А я пока позвоню в клинику, чтобы они там все приготовили и осталось бы только вынуть продезинфицированные инструменты. Через минуту я вернусь.
И вот он уже тут как тут.
— Все отлично, нас ждут.
— Извините, доктор, — говорит Перо, — видите, у меня дрожит рука, я ничего не могу поделать… так что…
— Так что, — говорит хирург, — вы правы, лучше вам не писать ей. Женщины такие чуткие, особенно матери. Когда речь идет об их сыновьях, им всюду мерещатся недомолвки, они сразу раздувают из мухи слона. Для них мы все еще маленькие дети. Берите вашу трость и шляпу. Машина ждет.
И вот они в операционной.
— Послушайте, доктор. На самом деле, я…
— Господи, — говорит хирург, — да что вы волнуетесь, тоже мне, проблема. Напишем это письмо вместе. Я подумаю над текстом, пока буду вас оперировать.
Он достает маску и усыпляет Перо.
«Ты мог бы все-таки поинтересоваться и моим мнением, — говорит жена Перо своему супругу.
Ты думаешь, все так просто: хочешь — отрезал палец, хочешь — новый пришил…
Мужчины с культяпками — не в моем вкусе. Еще одним пальцем меньше, и на меня не рассчитывай.
Калеки все злюки, не успеешь оглянуться, как делаются прямо садистами. А меня не для того родители холили и лелеяли, чтоб я жила с садистом. Ты-то небось решил, что мне охота с тобой нянчиться. Ошибаешься, надо было сперва думать головой…»

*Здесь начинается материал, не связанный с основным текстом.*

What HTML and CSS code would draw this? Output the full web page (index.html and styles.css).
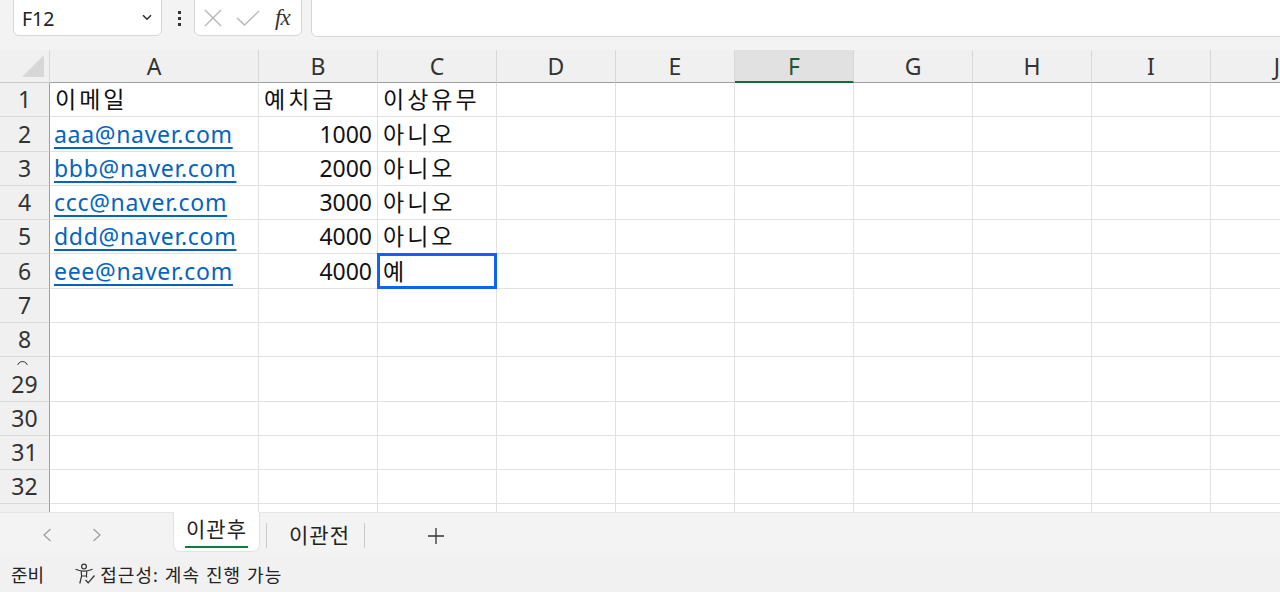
FILE: index.html
```html
<!DOCTYPE html>
<html>
	<head>
		<title>통합 문서 - 이관후</title>
		<meta charset="utf-8">
		<link rel="stylesheet" href="styles.css">
	</head>
	<body>
	<div class="app">

		<div class="toolbar">
			<div class="namebox">
				<span class="name">F12</span>
				<svg class="chev" width="10" height="7" viewBox="0 0 10 7"><path d="M1 1.2 L5 5.2 L9 1.2" fill="none" stroke="#333" stroke-width="1.6"/></svg>
			</div>
			<div class="dots"><i></i><i></i><i></i></div>
			<div class="fxgroup">
				<svg width="18" height="18" viewBox="0 0 18 18"><path d="M1 1 L17 17 M17 1 L1 17" stroke="#b4b4b4" stroke-width="1.3" fill="none"/></svg>
				<svg class="ok" width="24" height="16" viewBox="0 0 24 16"><path d="M1 8 L8.5 15 L23 1" stroke="#b4b4b4" stroke-width="1.3" fill="none"/></svg>
				<span class="fx">fx</span>
			</div>
			<div class="formula"></div>
		</div>

		<div class="sheet">
			<div class="row head">
				<div class="corner"><span class="tri"></span></div>
				<div class="ch wa">A</div><div class="ch">B</div><div class="ch">C</div><div class="ch">D</div><div class="ch">E</div>
				<div class="ch active">F</div><div class="ch">G</div><div class="ch">H</div><div class="ch">I</div><div class="ch right">J</div>
			</div>

			<div class="row">
				<div class="rh">1</div>
				<div class="c wa ko">이메일</div><div class="c ko">예치금</div><div class="c ko">이상유무</div>
				<div class="c"></div><div class="c"></div><div class="c"></div><div class="c"></div><div class="c"></div><div class="c"></div><div class="c"></div>
			</div>
			<div class="row">
				<div class="rh">2</div>
				<div class="c wa"><a class="link">aaa@naver.com</a></div><div class="c num">1000</div><div class="c ko">아니오</div>
				<div class="c"></div><div class="c"></div><div class="c"></div><div class="c"></div><div class="c"></div><div class="c"></div><div class="c"></div>
			</div>
			<div class="row">
				<div class="rh">3</div>
				<div class="c wa"><a class="link">bbb@naver.com</a></div><div class="c num">2000</div><div class="c ko">아니오</div>
				<div class="c"></div><div class="c"></div><div class="c"></div><div class="c"></div><div class="c"></div><div class="c"></div><div class="c"></div>
			</div>
			<div class="row">
				<div class="rh">4</div>
				<div class="c wa"><a class="link">ccc@naver.com</a></div><div class="c num">3000</div><div class="c ko">아니오</div>
				<div class="c"></div><div class="c"></div><div class="c"></div><div class="c"></div><div class="c"></div><div class="c"></div><div class="c"></div>
			</div>
			<div class="row">
				<div class="rh">5</div>
				<div class="c wa"><a class="link">ddd@naver.com</a></div><div class="c num">4000</div><div class="c ko">아니오</div>
				<div class="c"></div><div class="c"></div><div class="c"></div><div class="c"></div><div class="c"></div><div class="c"></div><div class="c"></div>
			</div>
			<div class="row">
				<div class="rh">6</div>
				<div class="c wa"><a class="link">eee@naver.com</a></div><div class="c num">4000</div><div class="c ko sel">예</div>
				<div class="c"></div><div class="c"></div><div class="c"></div><div class="c"></div><div class="c"></div><div class="c"></div><div class="c"></div>
			</div>
			<div class="row">
				<div class="rh">7</div>
				<div class="c wa"></div><div class="c"></div><div class="c"></div>
				<div class="c"></div><div class="c"></div><div class="c"></div><div class="c"></div><div class="c"></div><div class="c"></div><div class="c"></div>
			</div>
			<div class="row">
				<div class="rh">8</div>
				<div class="c wa"></div><div class="c"></div><div class="c"></div>
				<div class="c"></div><div class="c"></div><div class="c"></div><div class="c"></div><div class="c"></div><div class="c"></div><div class="c"></div>
			</div>
			<div class="row tall">
				<div class="rh stack"><span class="peek"><i></i></span><span>29</span></div>
				<div class="c wa"></div><div class="c"></div><div class="c"></div>
				<div class="c"></div><div class="c"></div><div class="c"></div><div class="c"></div><div class="c"></div><div class="c"></div><div class="c"></div>
			</div>
			<div class="row">
				<div class="rh">30</div>
				<div class="c wa"></div><div class="c"></div><div class="c"></div>
				<div class="c"></div><div class="c"></div><div class="c"></div><div class="c"></div><div class="c"></div><div class="c"></div><div class="c"></div>
			</div>
			<div class="row">
				<div class="rh">31</div>
				<div class="c wa"></div><div class="c"></div><div class="c"></div>
				<div class="c"></div><div class="c"></div><div class="c"></div><div class="c"></div><div class="c"></div><div class="c"></div><div class="c"></div>
			</div>
			<div class="row">
				<div class="rh">32</div>
				<div class="c wa"></div><div class="c"></div><div class="c"></div>
				<div class="c"></div><div class="c"></div><div class="c"></div><div class="c"></div><div class="c"></div><div class="c"></div><div class="c"></div>
			</div>
			<div class="row">
				<div class="rh"></div>
				<div class="c wa"></div><div class="c"></div><div class="c"></div>
				<div class="c"></div><div class="c"></div><div class="c"></div><div class="c"></div><div class="c"></div><div class="c"></div><div class="c"></div>
			</div>
		</div>

		<div class="tabs">
			<svg class="nav" width="10" height="14" viewBox="0 0 10 14"><path d="M8.5 1 L2 7 L8.5 13" fill="none" stroke="#9c9c9c" stroke-width="1.2"/></svg>
			<svg class="nav next" width="10" height="14" viewBox="0 0 10 14"><path d="M1.5 1 L8 7 L1.5 13" fill="none" stroke="#9c9c9c" stroke-width="1.2"/></svg>
			<div class="tab current"><span>이관후</span><i class="bar"></i></div>
			<span class="sep first"></span>
			<div class="tab">이관전</div>
			<span class="sep last"></span>
			<svg class="add" width="18" height="18" viewBox="0 0 18 18"><path d="M9 1 V17 M1 9 H17" stroke="#333" stroke-width="1.3" fill="none"/></svg>
		</div>

		<div class="status">
			<span class="ready">준비</span>
			<svg class="a11y" width="24" height="22" viewBox="0 0 24 22">
				<circle cx="10" cy="3.6" r="2.4" fill="none" stroke="#333" stroke-width="1.2"/>
				<path d="M1.5 6.2 C5 7.6 7 8.2 10 8.2 C13 8.2 15 7.6 18.5 6.2 M7.2 8.3 L7.6 13 L5.8 20.5 M12.8 8.3 L12.4 13 L12.8 14.5 M7.6 13 H12.4" fill="none" stroke="#333" stroke-width="1.2"/>
				<path d="M11.5 17 L14.2 19.8 L20.5 12.5" fill="none" stroke="#333" stroke-width="1.3"/>
			</svg>
			<span class="check">접근성: 계속 진행 가능</span>
		</div>

	</div>
	</body>
</html>
```

FILE: styles.css
```css
* {
	box-sizing: border-box;
}

body {
	margin: 0;
	background-color: #f3f3f3;
	font-family: "Noto Sans", "Noto Sans CJK KR", sans-serif;
	color: #222;
}

.app {
	width: 1280px;
	height: 592px;
	display: flex;
	flex-direction: column;
	overflow: hidden;
}

/* formula bar */
.toolbar {
	height: 50px;
	flex-shrink: 0;
	display: flex;
	align-items: flex-start;
	padding-left: 13px;
}

.namebox {
	width: 149px;
	height: 38px;
	margin-top: -2px;
	padding: 4px 9px 0 8px;
	background-color: #fff;
	border: 1px solid #d6d6d6;
	border-radius: 0 0 6px 6px;
	display: flex;
	align-items: center;
	justify-content: space-between;
}

.name {
	font-size: 19.5px;
	line-height: 24px;
	color: #222;
}

.chev {
	margin-top: -4px;
}

.dots {
	width: 3px;
	margin: 11px 0 0 16px;
	display: flex;
	flex-direction: column;
	gap: 3px;
}

.dots i {
	width: 3px;
	height: 3px;
	background-color: #333;
}

.fxgroup {
	width: 108px;
	height: 38px;
	margin: -2px 0 0 13px;
	padding: 2px 0 0 9px;
	background-color: #fff;
	border: 1px solid #d6d6d6;
	border-radius: 0 0 6px 6px;
	display: flex;
	align-items: center;
}

.fxgroup .ok {
	margin-left: 14px;
}

.fx {
	margin-left: 15px;
	font-family: "Liberation Serif", serif;
	font-style: italic;
	font-size: 23px;
	line-height: 24px;
	color: #333;
	letter-spacing: -1px;
}

.formula {
	flex: 1;
	height: 39px;
	margin: -2px -10px 0 9px;
	background-color: #fff;
	border: 1px solid #d6d6d6;
	border-radius: 0 0 6px 6px;
}

/* grid */
.sheet {
	flex: 0 0 462px;
	overflow: hidden;
	background-color: #fff;
	font-size: 23px;
	line-height: 23px;
}

.row {
	display: flex;
	height: 34.25px;
}

.row.tall {
	height: 44.5px;
}

.row.head {
	height: 33px;
	background-color: #f0f0f0;
}

.corner {
	width: 50px;
	flex-shrink: 0;
	border-right: 1px solid #d8d8d8;
	border-bottom: 1px solid #c8c8c8;
	display: flex;
	align-items: flex-end;
	justify-content: flex-end;
	padding: 0 5px 5px 0;
}

.tri {
	width: 0;
	height: 0;
	border-left: 22px solid transparent;
	border-bottom: 22px solid #d7d7d7;
}

.ch {
	width: 119px;
	flex-shrink: 0;
	border-right: 1px solid #d8d8d8;
	border-bottom: 1px solid #9f9f9f;
	display: flex;
	align-items: center;
	justify-content: center;
	color: #333;
}

.ch.active {
	background-color: #e1e1e1;
	border-bottom: 2px solid #136c3a;
	color: #185c37;
	padding-top: 1px;
}

.ch.right {
	justify-content: flex-end;
	padding-right: 49px;
}

.rh {
	width: 50px;
	flex-shrink: 0;
	background-color: #f0f0f0;
	border-right: 1px solid #9f9f9f;
	border-bottom: 1px solid #d9d9d9;
	display: flex;
	align-items: flex-end;
	justify-content: center;
	padding-bottom: 5px;
	color: #333;
}

.rh.stack {
	flex-direction: column;
	align-items: center;
	justify-content: flex-end;
}

/* top of the hidden row 9 label peeking out */
.peek {
	width: 12px;
	height: 4px;
	overflow: hidden;
	margin: 0 4px 8px 0;
}

.peek i {
	display: block;
	width: 11px;
	height: 11px;
	border: 1.6px solid #333;
	border-radius: 50%;
}

.c {
	width: 119px;
	flex-shrink: 0;
	border-right: 1px solid #e1e1e1;
	border-bottom: 1px solid #e1e1e1;
	display: flex;
	align-items: flex-end;
	padding: 0 5px 5px 4px;
	white-space: nowrap;
	color: #111;
}

.c.wa, .ch.wa {
	width: 209px;
}

.c.ko {
	letter-spacing: 3px;
	padding-left: 5px;
}

.c.num {
	justify-content: flex-end;
}

.c.sel {
	position: relative;
}

.c.sel::after {
	content: "";
	position: absolute;
	top: -1px;
	left: -1px;
	right: -1px;
	bottom: -1px;
	border: 3px solid #0f63f5;
}

.link {
	color: #0563c1;
	letter-spacing: 0.7px;
	text-decoration: underline;
	text-decoration-thickness: 1.5px;
	text-underline-offset: 4px;
}

/* sheet tabs */
.tabs {
	flex: 0 0 44px;
	display: flex;
	align-items: flex-start;
	padding-left: 42px;
	background-color: #f3f3f3;
	border-top: 1px solid #e6e6e6;
}

.nav {
	margin-top: 15px;
	flex-shrink: 0;
}

.nav.next {
	margin-left: 40px;
}

.tab {
	font-size: 21px;
	line-height: 26px;
	letter-spacing: 1px;
	color: #222;
	padding-top: 9px;
}

.tab.current {
	width: 87px;
	height: 40px;
	margin: -1px 0 0 71px;
	padding-top: 4px;
	background-color: #fff;
	border: 1px solid #e2e2e2;
	border-top: none;
	border-radius: 0 0 7px 7px;
	display: flex;
	flex-direction: column;
	align-items: center;
}

.bar {
	width: 63px;
	height: 2px;
	margin-top: 4px;
	background-color: #117a3e;
}

.sep {
	width: 1px;
	height: 25px;
	margin-top: 10px;
	background-color: #cacaca;
}

.sep.first {
	margin-left: 6px;
	margin-right: 22px;
}

.sep.last {
	margin-left: 14px;
}

.add {
	margin: 14px 0 0 62px;
}

/* status bar */
.status {
	flex: 0 0 36px;
	display: flex;
	align-items: center;
	padding-left: 11px;
	font-size: 18px;
	color: #222;
	background-color: #f1f1f1;
}

.ready {
	margin-right: 30px;
}

.a11y {
	margin-right: 2px;
}

.check {
	letter-spacing: 1.1px;
}
```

«Слушай, — говорит Перо, — да не волнуйся ты раньше времени. У меня еще девять пальцев осталось, а потом, может быть, у тебя характер изменится».
Уборка голов
Они собирались его только потянуть за волосы. Они не хотели ему зла. Раз — и оторвали голову. Ясно, что она плохо держалась. Иначе как бы это могло выйти. Ясно, что-то с ней было не так.